Моника оказалась очень красивой,обаятельной девушкой, но даже в интересах «святого дела» не пожелала звать своих подруг, за что Хопер ее грубо обругал. «О-о! — сказала Моника. — Этот глупый толстяк еще и проповеди читает! Если у твоих друзей кровь играет, это еще не значит, что я должна доставать им девиц». Хопер хотел было ударить девушку, но Чаба заступился за нее и отругал как следует толстяка.

Позже, когда они вдвоем возвращались домой, Чаба рассказал Милану кое-что о девушке. Ее родители — бедные актеры. О матери говорят, что она порядочная сводня, даже собственную дочь готова послать на панель. Когда через несколько недель Моника стала принадлежать Милану, он понял, что девушка просто несчастная, но отнюдь не легкомысленная.
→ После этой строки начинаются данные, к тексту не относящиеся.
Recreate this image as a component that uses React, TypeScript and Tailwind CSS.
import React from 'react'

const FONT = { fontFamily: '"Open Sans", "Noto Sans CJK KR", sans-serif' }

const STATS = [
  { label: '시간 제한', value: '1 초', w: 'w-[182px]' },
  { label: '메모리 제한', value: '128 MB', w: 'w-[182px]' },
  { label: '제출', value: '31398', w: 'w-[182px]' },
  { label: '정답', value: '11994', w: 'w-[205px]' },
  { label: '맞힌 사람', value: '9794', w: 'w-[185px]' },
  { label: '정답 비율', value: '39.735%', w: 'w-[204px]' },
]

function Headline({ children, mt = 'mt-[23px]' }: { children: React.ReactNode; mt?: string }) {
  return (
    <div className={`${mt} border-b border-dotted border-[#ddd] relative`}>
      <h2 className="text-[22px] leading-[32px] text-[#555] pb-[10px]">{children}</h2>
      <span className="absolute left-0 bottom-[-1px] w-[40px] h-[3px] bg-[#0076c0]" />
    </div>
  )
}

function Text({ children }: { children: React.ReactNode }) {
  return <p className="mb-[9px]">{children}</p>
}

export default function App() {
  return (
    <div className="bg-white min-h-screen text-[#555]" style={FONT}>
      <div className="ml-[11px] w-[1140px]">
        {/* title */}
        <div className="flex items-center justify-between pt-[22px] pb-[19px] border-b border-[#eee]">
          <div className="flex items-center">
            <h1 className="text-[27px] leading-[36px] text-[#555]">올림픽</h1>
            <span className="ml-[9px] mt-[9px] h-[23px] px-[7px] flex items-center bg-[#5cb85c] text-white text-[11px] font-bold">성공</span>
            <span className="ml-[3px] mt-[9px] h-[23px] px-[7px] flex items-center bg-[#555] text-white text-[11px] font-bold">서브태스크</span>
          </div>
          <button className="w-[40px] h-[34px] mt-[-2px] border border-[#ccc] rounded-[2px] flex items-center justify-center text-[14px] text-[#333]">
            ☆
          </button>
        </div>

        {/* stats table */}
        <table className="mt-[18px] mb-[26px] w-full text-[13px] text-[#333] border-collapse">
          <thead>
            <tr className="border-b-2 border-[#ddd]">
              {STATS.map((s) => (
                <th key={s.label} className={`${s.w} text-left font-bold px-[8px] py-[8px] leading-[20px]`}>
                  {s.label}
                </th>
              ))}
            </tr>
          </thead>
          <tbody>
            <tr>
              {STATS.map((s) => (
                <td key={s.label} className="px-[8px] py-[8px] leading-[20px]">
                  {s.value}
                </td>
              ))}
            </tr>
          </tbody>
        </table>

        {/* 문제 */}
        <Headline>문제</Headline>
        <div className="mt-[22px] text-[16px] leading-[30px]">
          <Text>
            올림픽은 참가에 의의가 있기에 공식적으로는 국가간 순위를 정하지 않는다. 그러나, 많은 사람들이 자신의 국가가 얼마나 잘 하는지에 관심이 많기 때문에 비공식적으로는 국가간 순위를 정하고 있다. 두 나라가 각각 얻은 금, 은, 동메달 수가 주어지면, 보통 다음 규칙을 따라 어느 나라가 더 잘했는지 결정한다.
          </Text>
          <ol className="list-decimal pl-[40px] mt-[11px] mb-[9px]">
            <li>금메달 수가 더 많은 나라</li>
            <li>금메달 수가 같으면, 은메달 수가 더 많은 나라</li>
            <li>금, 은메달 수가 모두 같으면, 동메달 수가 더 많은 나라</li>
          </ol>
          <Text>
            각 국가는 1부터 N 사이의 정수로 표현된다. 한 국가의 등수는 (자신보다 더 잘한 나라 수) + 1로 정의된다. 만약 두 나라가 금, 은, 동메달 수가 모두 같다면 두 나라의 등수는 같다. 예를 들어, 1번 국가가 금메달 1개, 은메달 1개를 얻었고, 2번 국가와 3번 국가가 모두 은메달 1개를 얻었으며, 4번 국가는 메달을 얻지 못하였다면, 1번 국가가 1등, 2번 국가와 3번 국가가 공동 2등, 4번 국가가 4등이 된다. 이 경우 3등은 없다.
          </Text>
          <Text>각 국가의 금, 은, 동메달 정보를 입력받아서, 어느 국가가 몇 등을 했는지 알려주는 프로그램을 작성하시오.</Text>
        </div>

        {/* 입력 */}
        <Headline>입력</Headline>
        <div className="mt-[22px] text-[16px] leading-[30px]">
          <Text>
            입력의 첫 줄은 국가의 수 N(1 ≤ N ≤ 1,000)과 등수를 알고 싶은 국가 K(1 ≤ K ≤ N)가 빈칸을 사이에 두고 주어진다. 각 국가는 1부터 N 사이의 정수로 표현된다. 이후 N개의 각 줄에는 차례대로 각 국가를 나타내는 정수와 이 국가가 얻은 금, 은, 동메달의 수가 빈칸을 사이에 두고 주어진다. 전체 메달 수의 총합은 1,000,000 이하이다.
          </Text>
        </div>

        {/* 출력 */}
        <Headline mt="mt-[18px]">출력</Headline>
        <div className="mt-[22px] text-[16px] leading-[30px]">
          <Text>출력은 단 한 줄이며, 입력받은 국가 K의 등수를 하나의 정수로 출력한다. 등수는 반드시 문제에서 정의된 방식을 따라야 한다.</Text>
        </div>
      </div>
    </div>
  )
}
Положив карандаш, Милан порвал лист бумаги на мелкие клочки. Он разволновался, подумал, что действие успокоительного лекарства подходит к концу. И сразу же заподозрил ловушку. Только теперь он сообразил, какая опасность таилась в том, что он собирался написать. Он сознался, что является коммунистом. Но ведь гестапо имеет право арестовывать в интересах безопасности рейха родственников и друзей коммунистов. Иными словами, всех их могут засадить в концентрационный лагерь. Следовательно, он не имеет права писать ни одного слова о своих друзьях. Это, конечно, тоже нелепо, так как о его дружбе с Чабой и Эндре Поором известно всем, и он не может умолчать о них. Милан сел на край кровати, посмотрел на свои забинтованные ноги.
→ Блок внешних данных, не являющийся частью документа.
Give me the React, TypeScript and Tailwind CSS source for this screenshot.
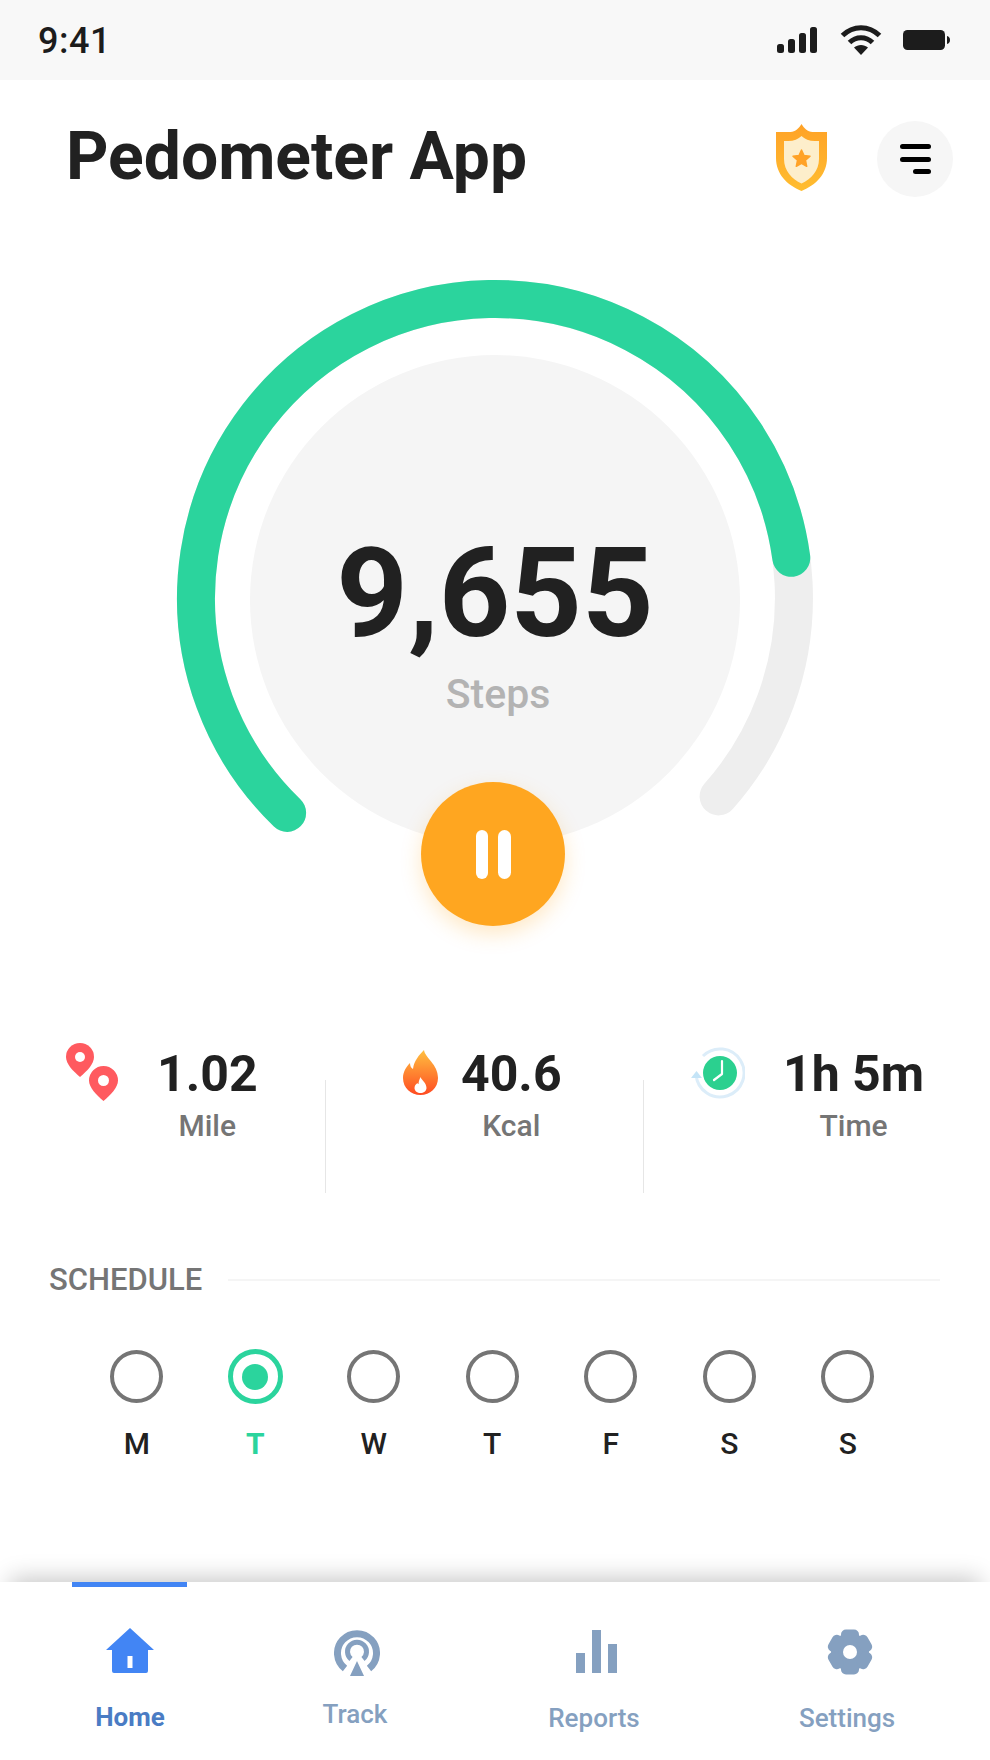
const days = ['M', 'T', 'W', 'T', 'F', 'S', 'S'];

function StatusIcons() {
  return (
    <div className="flex items-center gap-[21px]">
      <svg width="42" height="26" viewBox="0 0 42 26" fill="#1c1c1c">
        <rect x="0" y="17" width="7" height="9" rx="2.5" />
        <rect x="11" y="12" width="7" height="14" rx="2.5" />
        <rect x="22" y="6" width="7" height="20" rx="2.5" />
        <rect x="33" y="0" width="7" height="26" rx="2.5" />
      </svg>
      <svg width="42" height="30" viewBox="0 0 42 30" fill="none" stroke="#1c1c1c" strokeWidth="5">
        <path d="M2.5 10.5C13 0 29 0 39.5 10.5" />
        <path d="M9.5 17.5C16 11 26 11 32.5 17.5" />
        <path d="M21 30l-7-7.5c4-3.4 10-3.4 14 0z" fill="#1c1c1c" stroke="none" />
      </svg>
      <svg width="47" height="20" viewBox="0 0 47 20" fill="#1c1c1c">
        <rect x="0" y="0" width="42" height="20" rx="4.5" />
        <path d="M44 6c2 .5 3 2 3 4s-1 3.500-3 4z" />
      </svg>
    </div>
  );
}

function ShieldIcon() {
  return (
    <svg width="51" height="67" viewBox="0 0 51 67">
      <defs>
        <linearGradient id="shield" x1="0" y1="0" x2="0" y2="1">
          <stop offset="0" stopColor="#ffa227" />
          <stop offset="1" stopColor="#ffbd30" />
        </linearGradient>
      </defs>
      <path d="M25.5 0c2.500 4 6 8 11 8H51v26c0 16-11 27-25.500 33C11 61 0 50 0 34V8h14.500c5 0 8.500-4 11-8z" fill="url(#shield)" />
      <path d="M25.500 12c3 3 8 5 13 5h4.500v18c0 12-8 20-17.500 24.500C16 55 8 47 8 35V17h4.500c5 0 10-2 13-5z" fill="#fdeecb" />
      <path d="M25.500 26l2.500 5.500 6 .7-4.500 4.100 1.200 6-5.200-3-5.200 3 1.200-6-4.500-4.100 6-.7z" fill="#ffa227" stroke="#ffa227" strokeWidth="1.500" strokeLinejoin="round" />
    </svg>
  );
}

function Gauge() {
  return (
    <div className="relative mx-auto mt-[83px] flex h-[647px] w-[640px] flex-col items-center">
      <svg className="absolute inset-0" width="640" height="647" viewBox="0 0 640 647" fill="none">
        <circle cx="320" cy="321" r="245" fill="#f5f5f5" />
        <path d="M112.100 533.900A299 299 0 1 1 543.600 517.400" stroke="#eeeeee" strokeWidth="38" strokeLinecap="round" />
        <path d="M112.100 533.900A299 299 0 1 1 616.300 278.800" stroke="#2bd49d" strokeWidth="38" strokeLinecap="round" />
      </svg>
      <div className="relative mt-[245px] text-[125px] leading-[140px] font-bold text-[#212121]">9,655</div>
      <div className="relative mt-[7px] ml-[6px] text-[41px] leading-[46px] font-medium text-[#b3b3b3]">Steps</div>
      <button className="absolute bottom-0 left-[246px] flex h-[144px] w-[144px] items-center justify-center gap-[10px] rounded-full bg-[#ffa620] shadow-[0_8px_20px_rgba(255,166,32,0.25)]">
        <span className="h-[49px] w-[12.500px] rounded-full bg-white" />
        <span className="h-[49px] w-[12.500px] rounded-full bg-white" />
      </button>
    </div>
  );
}

function PinsIcon() {
  return (
    <svg width="52" height="58" viewBox="0 0 52 58">
      <path d="M14 0a14 14 0 0 1 14 14c0 7-7 14-14 20C7 28 0 21 0 14A14 14 0 0 1 14 0z" fill="#ff5a5f" />
      <circle cx="14" cy="14" r="5" fill="#fff" />
      <path d="M37.500 23a14.500 14.500 0 0 1 14.500 14.500c0 7-7.500 14.500-14.500 20.500C30.500 52 23 44.500 23 37.500A14.500 14.500 0 0 1 37.500 23z" fill="#ff5a5f" />
      <circle cx="37.500" cy="37.500" r="5.500" fill="#fff" />
    </svg>
  );
}

function FlameIcon() {
  return (
    <svg width="35" height="45" viewBox="0 0 35 45">
      <defs>
        <linearGradient id="flame" x1="0" y1="0" x2="0" y2="1">
          <stop offset="0" stopColor="#ffc040" />
          <stop offset="1" stopColor="#ff4b22" />
        </linearGradient>
      </defs>
      <path d="M21 0c1 8 14 14 14 28 0 10-8 17-17.500 17S0 38 0 28c0-6 3-11 7-15 0 3 1 5 3 6 1-8 6-14 11-19z" fill="url(#flame)" />
      <path d="M17.500 27c1 3 6 6 6 11 0 3-3 5-6 5s-6-2-6-5c0-3 2-4 3-5 0 1 1 1 1 1 0-2 1-5 2-7z" fill="#fff" />
    </svg>
  );
}

function ClockIcon() {
  return (
    <svg width="54" height="52" viewBox="0 0 54 52" fill="none">
      <path d="M12 9A24 24 0 1 1 5.100 28" stroke="#dcedf9" strokeWidth="3" />
      <path d="M0 31h11l-5.500-7z" fill="#c4e4f7" />
      <circle cx="29" cy="26" r="17" fill="#2bd08f" />
      <path d="M31 14v13l-8 6" stroke="#fff" strokeWidth="2.200" strokeLinecap="round" strokeLinejoin="round" />
    </svg>
  );
}

function Stat({ value, label, className, gap, icon }: { value: string; label: string; className: string; gap: string; icon: React.ReactNode }) {
  return (
    <div className={`flex items-start ${className}`}>
      {icon}
      <div className={`flex flex-col items-center ${gap}`}>
        <div className="text-[50px] leading-[60px] font-bold text-[#212121]">{value}</div>
        <div className="mt-[4px] text-[30px] leading-[36px] font-medium text-[#757575]">{label}</div>
      </div>
    </div>
  );
}

function Stats() {
  return (
    <div className="mt-[117px] flex h-[150px]">
      <Stat className="w-[325px] pl-[66px]" gap="ml-[39px] mt-[1px]" value="1.02" label="Mile" icon={<PinsIcon />} />
      <div className="h-[113px] w-px self-end bg-[#e6e6e6]" />
      <Stat className="w-[317px] pl-[77px]" gap="ml-[23px] mt-[1px]" value="40.6" label="Kcal" icon={<div className="mt-[7px]"><FlameIcon /></div>} />
      <div className="h-[113px] w-px self-end bg-[#e6e6e6]" />
      <Stat className="flex-1 pl-[47px]" gap="ml-[38px] mt-[1px]" value="1h 5m" label="Time" icon={<div className="mt-[4px]"><ClockIcon /></div>} />
    </div>
  );
}

function Schedule() {
  return (
    <div className="mt-[69px]">
      <div className="flex items-center pr-[50px] pl-[49px]">
        <span className="text-[31px] leading-[36px] font-medium text-[#757575]">SCHEDULE</span>
        <div className="ml-[26px] h-[2px] flex-1 bg-[#f5f5f5]" />
      </div>
      <div className="mt-[51px] flex pl-[77.500px]">
        {days.map((day, i) => (
          <div key={i} className="flex w-[118.500px] flex-col items-center">
            {i === 1 ? (
              <div className="flex h-[55px] w-[55px] items-center justify-center rounded-full border-[5px] border-[#2bd49d]">
                <div className="h-[26px] w-[26px] rounded-full bg-[#2bd49d]" />
              </div>
            ) : (
              <div className="my-[1px] h-[53px] w-[53px] rounded-full border-4 border-[#757575]" />
            )}
            <span className={`mt-[22px] text-[30px] leading-[36px] ${i === 1 ? 'font-bold text-[#2bd49d]' : 'font-medium text-[#212121]'}`}>{day}</span>
          </div>
        ))}
      </div>
    </div>
  );
}

function HomeIcon() {
  return (
    <svg width="48" height="46" viewBox="0 0 48 46" fill="#4285f4">
      <path d="M24 0l24 22H42v21a2 2 0 0 1-2 2H8a2 2 0 0 1-2-2V22H0z" />
      <rect x="21.500" y="28" width="5" height="12" fill="#fff" />
    </svg>
  );
}

function TrackIcon() {
  return (
    <svg className="mt-[2px] ml-[4px]" width="46" height="46" viewBox="0 0 46 46" fill="none" stroke="#85a0c0">
      <path d="M11 38.500A19.500 19.500 0 1 1 35 38.500" strokeWidth="7" />
      <path d="M17 29A9.500 9.500 0 1 1 29 29" strokeWidth="5" />
      <path d="M23 31l7 15H16z" fill="#85a0c0" stroke="none" />
    </svg>
  );
}

function ReportsIcon() {
  return (
    <svg className="mt-[2px] ml-[4px]" width="41" height="46" viewBox="0 0 41 46" fill="#85a0c0">
      <rect x="0" y="23" width="9" height="20" />
      <rect x="16" y="0" width="9" height="43" />
      <rect x="32" y="14" width="9" height="29" />
    </svg>
  );
}

function SettingsIcon() {
  const teeth = [0, 60, 120, 180, 240, 300];
  return (
    <svg className="mt-[1px] ml-[5px]" width="46" height="46" viewBox="0 0 46 46" fill="#85a0c0">
      <circle cx="23" cy="23" r="19" />
      {teeth.map((a) => (
        <rect key={a} x="14" y="0.500" width="18" height="12" rx="5" transform={`rotate(${a} 23 23)`} />
      ))}
      <circle cx="23" cy="23" r="7" fill="#fff" />
    </svg>
  );
}

const tabs = [
  { label: 'Home', width: 'w-[260px]', icon: <HomeIcon />, text: 'mt-[27px] font-bold text-[#4a7cc4]' },
  { label: 'Track', width: 'w-[190px]', icon: <TrackIcon />, text: 'mt-[22px] font-medium text-[#85a0c0]' },
  { label: 'Reports', width: 'w-[288px]', icon: <ReportsIcon />, text: 'mt-[26px] font-medium text-[#85a0c0]' },
  { label: 'Settings', width: 'w-[218px]', icon: <SettingsIcon />, text: 'mt-[27px] font-medium text-[#85a0c0]' },
];

function BottomNav() {
  return (
    <nav className="relative mt-auto flex h-[178px] bg-white pt-[46px] shadow-[0_-14px_22px_-10px_rgba(0,0,0,0.22)]">
      <div className="absolute top-0 left-[72px] h-[5px] w-[115px] bg-[#4285f4]" />
      {tabs.map((tab) => (
        <div key={tab.label} className={`flex flex-col items-center ${tab.width}`}>
          {tab.icon}
          <span className={`text-[26px] leading-[32px] ${tab.text}`}>{tab.label}</span>
        </div>
      ))}
    </nav>
  );
}

export default function App() {
  return (
    <div className="flex h-[1760px] w-[990px] flex-col overflow-hidden bg-white font-['Roboto',sans-serif]">
      <div className="flex h-[80px] items-center justify-between bg-[#f8f8f8] pr-[40px] pl-[38px]">
        <span className="mt-[2px] text-[36px] leading-none font-medium tracking-[0.5px] text-[#1c1c1c]">9:41</span>
        <StatusIcons />
      </div>
      <header className="mt-[38px] flex h-[78px] items-center pr-[37px] pl-[66px]">
        <h1 className="flex-1 text-[66px] leading-none font-bold text-[#212121]">Pedometer App</h1>
        <ShieldIcon />
        <button className="mt-[4px] ml-[50px] flex h-[76px] w-[76px] flex-col items-end justify-center gap-[7.500px] rounded-full bg-[#f6f6f6] pr-[22px]">
          <span className="h-[5px] w-[31px] rounded-full bg-black" />
          <span className="h-[5px] w-[31px] rounded-full bg-black" />
          <span className="h-[5px] w-[18px] rounded-full bg-black" />
        </button>
      </header>
      <Gauge />
      <Stats />
      <Schedule />
      <BottomNav />
    </div>
  );
}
«Все начинается сначала, — подумал он, — но только будет гораздо труднее, потому что новый следователь — враг хитрый и умный». У Милана возникло подозрение, что и друзья схвачены и теперь его самого подвергают испытанию, чтобы выяснить, насколько достоверны его показания. Хопер, этот отвратительный тип, такой слизняк, что от первой пощечины сразу же в штаны наложит и всех выдаст. А ведь он не приверженец нацистов, даже теперь Милан не может сказать о нем этого, он просто слабак. Среди немцев много слабых людей. Объединяясь во всяческие союзы и союзики, они кажутся сильными и грозными, а в одиночку их легко сломить. О нем самом толстый анатом ничего компрометирующего не знает, зато он знаком с его друзьями. На мгновение Милан задумался: «Что знает Хопер об Элизабет Майснер?» Помнится, он встречался с ней один раз. Моника знает об Элизабет несколько больше: девушка давала ей уроки венгерского языка. Для этого она и приходила к ней на квартиру. Моника, разумеется, не подозревает, что Элизабет связная группы Доры. Здесь об Элизабет пока ничего не знают, а то бы у него обязательно спросили о ней. Анне было поручено в случае его провала немедленно отправить Элизабет с фальшивыми документами в Швецию. Что бы ни случилось, но упоминать об Анне и Элизабет нельзя.